If you’re wondering, like I was, how Song Fung Khong has managed to remain a relative secret amongst L.A.’s Thai community over the past eight years, there are good reasons, the most significant being that the greater San Fernando Valley has long been overlooked as a hotbed of Thai cooking.

Yum #1, a sweet-spicy pork salad
Duck laap

Thai Town might serve as the throbbing nerve center for Thai culture, but up in the suburbs is where the heart lies. Most older Thai-Americans and their families reside there, having moved out of crowded East Hollywood apartments decades earlier, now growing prik kaeng and Makrut limes in their bucolic backyards. At Song Fung Khong, it’s not uncommon to see waitresses from local Thai restaurants like Hoy Ka and Night + Market stop by for a quick snack before a shift, or pick up cartons of som tum on the way to visit relatives. The fact that you can get your car windows tinted while you wait is a mere bonus of swap meet-adjacency.

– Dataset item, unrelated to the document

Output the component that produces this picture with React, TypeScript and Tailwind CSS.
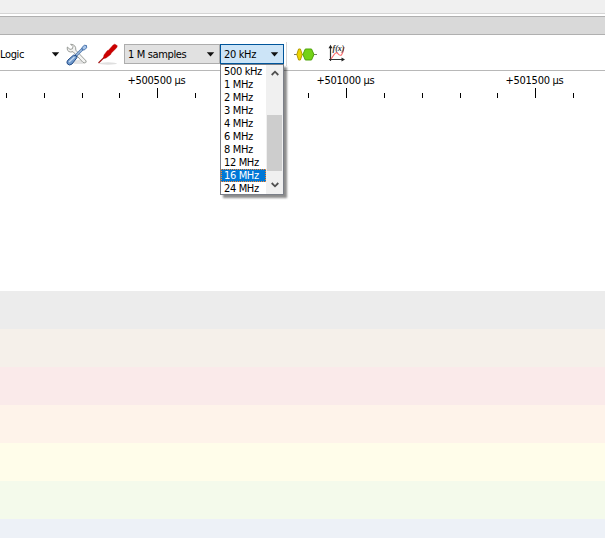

In the years since Kim opened her eponymous restaurant — its full title being Khanhthong (her Thai name) Song Fung Khong — the markets at Wat Thai have reopened, and once again vendors pop-up on weekends selling wok-fried noodles, meat skewers, and decidedly less aggressive versions of papaya salad. On my last visit I asked Kim if she ever envisions returning to the market, perhaps in a bid to defend her prized som tum title. She laughed at the question, flashed a trademark smile, and told me it’s much better when the customer comes to you, instead of the other way around.